**The task:**
Can you write out all the lines word for word, with no pictures?

**Data excerpt:**
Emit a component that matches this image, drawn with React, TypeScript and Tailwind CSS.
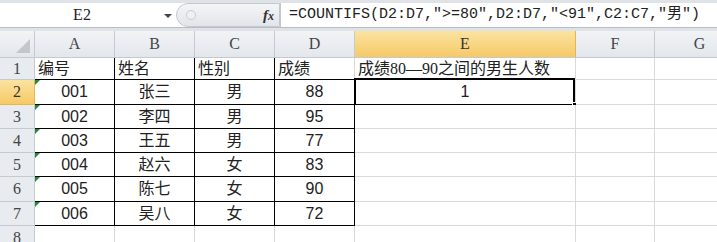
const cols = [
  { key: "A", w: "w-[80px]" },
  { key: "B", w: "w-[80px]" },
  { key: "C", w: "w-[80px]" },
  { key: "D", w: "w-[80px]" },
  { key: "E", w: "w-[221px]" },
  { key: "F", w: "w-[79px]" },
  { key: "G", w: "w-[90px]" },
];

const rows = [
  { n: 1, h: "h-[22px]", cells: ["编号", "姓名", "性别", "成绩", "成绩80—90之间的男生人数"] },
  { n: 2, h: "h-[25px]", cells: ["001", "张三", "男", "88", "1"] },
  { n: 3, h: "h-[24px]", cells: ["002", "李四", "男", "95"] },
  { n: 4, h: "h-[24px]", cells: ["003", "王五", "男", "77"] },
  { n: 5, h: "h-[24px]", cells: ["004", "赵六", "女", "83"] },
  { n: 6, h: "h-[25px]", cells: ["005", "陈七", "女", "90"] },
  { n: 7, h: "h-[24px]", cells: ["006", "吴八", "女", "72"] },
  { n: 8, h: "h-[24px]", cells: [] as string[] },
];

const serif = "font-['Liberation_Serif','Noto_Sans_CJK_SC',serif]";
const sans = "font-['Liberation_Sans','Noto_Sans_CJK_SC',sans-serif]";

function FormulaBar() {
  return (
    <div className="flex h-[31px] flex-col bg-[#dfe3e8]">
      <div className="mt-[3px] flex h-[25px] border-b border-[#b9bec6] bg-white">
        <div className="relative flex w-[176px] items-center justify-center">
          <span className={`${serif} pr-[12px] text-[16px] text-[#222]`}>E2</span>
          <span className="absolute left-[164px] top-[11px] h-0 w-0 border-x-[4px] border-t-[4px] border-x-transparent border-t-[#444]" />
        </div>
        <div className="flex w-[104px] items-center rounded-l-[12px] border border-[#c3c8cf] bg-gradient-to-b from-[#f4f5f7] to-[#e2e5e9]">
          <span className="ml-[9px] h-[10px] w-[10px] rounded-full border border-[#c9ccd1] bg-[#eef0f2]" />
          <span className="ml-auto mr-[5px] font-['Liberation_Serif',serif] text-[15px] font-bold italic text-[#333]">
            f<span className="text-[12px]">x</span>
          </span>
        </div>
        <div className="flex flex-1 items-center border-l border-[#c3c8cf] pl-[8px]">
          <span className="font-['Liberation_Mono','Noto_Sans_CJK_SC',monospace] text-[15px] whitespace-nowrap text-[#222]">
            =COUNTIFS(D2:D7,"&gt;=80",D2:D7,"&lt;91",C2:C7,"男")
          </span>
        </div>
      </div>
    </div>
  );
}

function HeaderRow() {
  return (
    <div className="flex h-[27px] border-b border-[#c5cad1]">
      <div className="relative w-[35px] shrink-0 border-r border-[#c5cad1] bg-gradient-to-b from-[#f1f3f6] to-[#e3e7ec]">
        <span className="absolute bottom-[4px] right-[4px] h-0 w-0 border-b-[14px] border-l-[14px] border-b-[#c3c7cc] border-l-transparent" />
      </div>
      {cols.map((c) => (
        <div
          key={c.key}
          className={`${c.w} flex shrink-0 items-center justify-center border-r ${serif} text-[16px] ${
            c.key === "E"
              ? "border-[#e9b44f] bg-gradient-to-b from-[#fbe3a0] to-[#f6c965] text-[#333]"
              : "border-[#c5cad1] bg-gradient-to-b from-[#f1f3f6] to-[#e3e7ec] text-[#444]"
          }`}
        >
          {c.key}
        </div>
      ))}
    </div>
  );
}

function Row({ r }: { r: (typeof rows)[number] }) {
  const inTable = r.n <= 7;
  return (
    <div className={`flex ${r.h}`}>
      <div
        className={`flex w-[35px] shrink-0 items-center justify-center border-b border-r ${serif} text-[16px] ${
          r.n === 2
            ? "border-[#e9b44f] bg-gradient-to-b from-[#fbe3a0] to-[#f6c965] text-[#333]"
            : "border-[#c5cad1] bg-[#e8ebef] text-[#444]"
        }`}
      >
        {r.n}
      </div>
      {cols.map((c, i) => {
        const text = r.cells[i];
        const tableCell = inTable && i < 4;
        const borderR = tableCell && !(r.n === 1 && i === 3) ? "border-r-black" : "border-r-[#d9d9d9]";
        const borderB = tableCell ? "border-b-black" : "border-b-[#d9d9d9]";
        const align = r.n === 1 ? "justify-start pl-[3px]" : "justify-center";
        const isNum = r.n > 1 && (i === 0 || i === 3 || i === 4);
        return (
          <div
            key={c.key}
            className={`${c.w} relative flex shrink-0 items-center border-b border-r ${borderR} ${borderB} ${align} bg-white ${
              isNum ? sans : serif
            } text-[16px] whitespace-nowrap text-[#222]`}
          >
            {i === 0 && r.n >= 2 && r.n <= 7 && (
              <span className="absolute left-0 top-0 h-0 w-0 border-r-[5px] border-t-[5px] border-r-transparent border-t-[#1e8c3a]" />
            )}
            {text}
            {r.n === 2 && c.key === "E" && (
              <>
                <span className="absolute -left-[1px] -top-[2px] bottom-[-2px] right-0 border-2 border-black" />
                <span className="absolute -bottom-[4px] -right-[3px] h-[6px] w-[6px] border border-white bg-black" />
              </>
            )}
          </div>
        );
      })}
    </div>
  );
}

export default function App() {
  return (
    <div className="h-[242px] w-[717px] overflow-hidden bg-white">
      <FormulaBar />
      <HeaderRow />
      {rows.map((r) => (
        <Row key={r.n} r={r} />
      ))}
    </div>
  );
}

**Expected answer:**
Emit a component that matches this image, drawn with React, TypeScript and Tailwind CSS.
const cols = [
  { key: "A", w: "w-[80px]" },
  { key: "B", w: "w-[80px]" },
  { key: "C", w: "w-[80px]" },
  { key: "D", w: "w-[80px]" },
  { key: "E", w: "w-[221px]" },
  { key: "F", w: "w-[79px]" },
  { key: "G", w: "w-[90px]" },
];

const rows = [
  { n: 1, h: "h-[22px]", cells: ["编号", "姓名", "性别", "成绩", "成绩80—90之间的男生人数"] },
  { n: 2, h: "h-[25px]", cells: ["001", "张三", "男", "88", "1"] },
  { n: 3, h: "h-[24px]", cells: ["002", "李四", "男", "95"] },
  { n: 4, h: "h-[24px]", cells: ["003", "王五", "男", "77"] },
  { n: 5, h: "h-[24px]", cells: ["004", "赵六", "女", "83"] },
  { n: 6, h: "h-[25px]", cells: ["005", "陈七", "女", "90"] },
  { n: 7, h: "h-[24px]", cells: ["006", "吴八", "女", "72"] },
  { n: 8, h: "h-[24px]", cells: [] as string[] },
];

const serif = "font-['Liberation_Serif','Noto_Sans_CJK_SC',serif]";
const sans = "font-['Liberation_Sans','Noto_Sans_CJK_SC',sans-serif]";

function FormulaBar() {
  return (
    <div className="flex h-[31px] flex-col bg-[#dfe3e8]">
      <div className="mt-[3px] flex h-[25px] border-b border-[#b9bec6] bg-white">
        <div className="relative flex w-[176px] items-center justify-center">
          <span className={`${serif} pr-[12px] text-[16px] text-[#222]`}>E2</span>
          <span className="absolute left-[164px] top-[11px] h-0 w-0 border-x-[4px] border-t-[4px] border-x-transparent border-t-[#444]" />
        </div>
        <div className="flex w-[104px] items-center rounded-l-[12px] border border-[#c3c8cf] bg-gradient-to-b from-[#f4f5f7] to-[#e2e5e9]">
          <span className="ml-[9px] h-[10px] w-[10px] rounded-full border border-[#c9ccd1] bg-[#eef0f2]" />
          <span className="ml-auto mr-[5px] font-['Liberation_Serif',serif] text-[15px] font-bold italic text-[#333]">
            f<span className="text-[12px]">x</span>
          </span>
        </div>
        <div className="flex flex-1 items-center border-l border-[#c3c8cf] pl-[8px]">
          <span className="font-['Liberation_Mono','Noto_Sans_CJK_SC',monospace] text-[15px] whitespace-nowrap text-[#222]">
            =COUNTIFS(D2:D7,"&gt;=80",D2:D7,"&lt;91",C2:C7,"男")
          </span>
        </div>
      </div>
    </div>
  );
}

function HeaderRow() {
  return (
    <div className="flex h-[27px] border-b border-[#c5cad1]">
      <div className="relative w-[35px] shrink-0 border-r border-[#c5cad1] bg-gradient-to-b from-[#f1f3f6] to-[#e3e7ec]">
        <span className="absolute bottom-[4px] right-[4px] h-0 w-0 border-b-[14px] border-l-[14px] border-b-[#c3c7cc] border-l-transparent" />
      </div>
      {cols.map((c) => (
        <div
          key={c.key}
          className={`${c.w} flex shrink-0 items-center justify-center border-r ${serif} text-[16px] ${
            c.key === "E"
              ? "border-[#e9b44f] bg-gradient-to-b from-[#fbe3a0] to-[#f6c965] text-[#333]"
              : "border-[#c5cad1] bg-gradient-to-b from-[#f1f3f6] to-[#e3e7ec] text-[#444]"
          }`}
        >
          {c.key}
        </div>
      ))}
    </div>
  );
}

function Row({ r }: { r: (typeof rows)[number] }) {
  const inTable = r.n <= 7;
  return (
    <div className={`flex ${r.h}`}>
      <div
        className={`flex w-[35px] shrink-0 items-center justify-center border-b border-r ${serif} text-[16px] ${
          r.n === 2
            ? "border-[#e9b44f] bg-gradient-to-b from-[#fbe3a0] to-[#f6c965] text-[#333]"
            : "border-[#c5cad1] bg-[#e8ebef] text-[#444]"
        }`}
      >
        {r.n}
      </div>
      {cols.map((c, i) => {
        const text = r.cells[i];
        const tableCell = inTable && i < 4;
        const borderR = tableCell && !(r.n === 1 && i === 3) ? "border-r-black" : "border-r-[#d9d9d9]";
        const borderB = tableCell ? "border-b-black" : "border-b-[#d9d9d9]";
        const align = r.n === 1 ? "justify-start pl-[3px]" : "justify-center";
        const isNum = r.n > 1 && (i === 0 || i === 3 || i === 4);
        return (
          <div
            key={c.key}
            className={`${c.w} relative flex shrink-0 items-center border-b border-r ${borderR} ${borderB} ${align} bg-white ${
              isNum ? sans : serif
            } text-[16px] whitespace-nowrap text-[#222]`}
          >
            {i === 0 && r.n >= 2 && r.n <= 7 && (
              <span className="absolute left-0 top-0 h-0 w-0 border-r-[5px] border-t-[5px] border-r-transparent border-t-[#1e8c3a]" />
            )}
            {text}
            {r.n === 2 && c.key === "E" && (
              <>
                <span className="absolute -left-[1px] -top-[2px] bottom-[-2px] right-0 border-2 border-black" />
                <span className="absolute -bottom-[4px] -right-[3px] h-[6px] w-[6px] border border-white bg-black" />
              </>
            )}
          </div>
        );
      })}
    </div>
  );
}

export default function App() {
  return (
    <div className="h-[242px] w-[717px] overflow-hidden bg-white">
      <FormulaBar />
      <HeaderRow />
      {rows.map((r) => (
        <Row key={r.n} r={r} />
      ))}
    </div>
  );
}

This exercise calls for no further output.